Es oportuno recordar un precedente que Occidente reivindica orgullosamente: en 1999, la OTAN, conducida por Estados Unidos, llevó a cabo una intervención militar contra la República Federal de Yugoslavia, supuestamente para “proteger a los civiles de Kosovo”. La acción violó –una vez más– la Carta de las Naciones Unidas, que posteriormente se reformuló con el argumento de “una necesidad moral”. Noam Chomsky acuñó entonces el concepto de “nuevo humanismo militar”. En ese contexto, la OTAN impulsó la creación de Kosovo como Estado soberano. Así surgió la doctrina de la Responsabilidad de Proteger (R2P), apoyada por la ONU, una concepción según la cual la soberanía puede ser anulada para detener atrocidades.
¿Dónde está ahora la Responsabilidad de Proteger? Hay innumerables libros y artículos que cantan loas a esta doctrina; sin embargo ninguna potencia occidental se atreve tan siquiera a invocarla en el caso de Gaza, sino todo lo contrario: pueden matarse civiles, destruir ciudades y buscar una solución final con armas convencionales y los gobiernos miran para otro lado. Es la doble vara, que le dicen. Más de 170 países reconocen a Palestina, pero ¿de qué sirve si no pueden imponer sanciones ni intervenir, no ya diplomáticamente sino humanitariamente? ¿Y de qué serviría un Estado palestino si no quedaran palestinos?
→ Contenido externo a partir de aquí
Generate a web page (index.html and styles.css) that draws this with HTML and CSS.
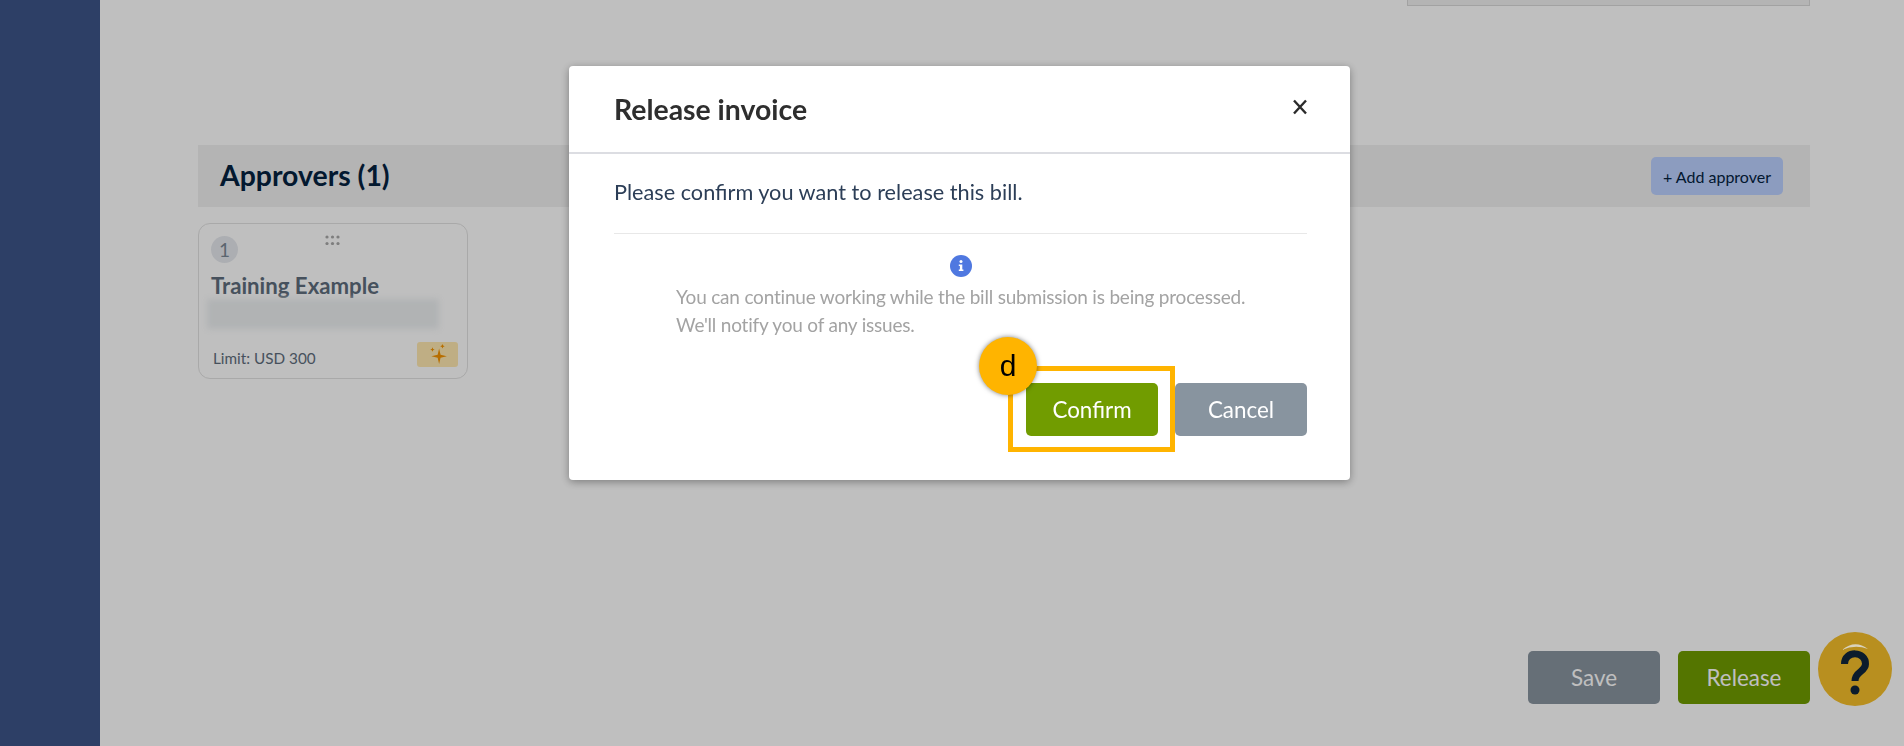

Aunque el 6 y el 9 de agosto pasados un coro de gobiernos recitó otro Nunca Más, los muertos de Hiroshima y Nagasaki y los pocos sobrevivientes que aún dan testimonio, difícilmente puedan descansar mientras el mundo hace todo lo posible para llegar a un enfrentamiento nuclear, y en Gaza casi un millón de personas enfrentan una hambruna sin retorno.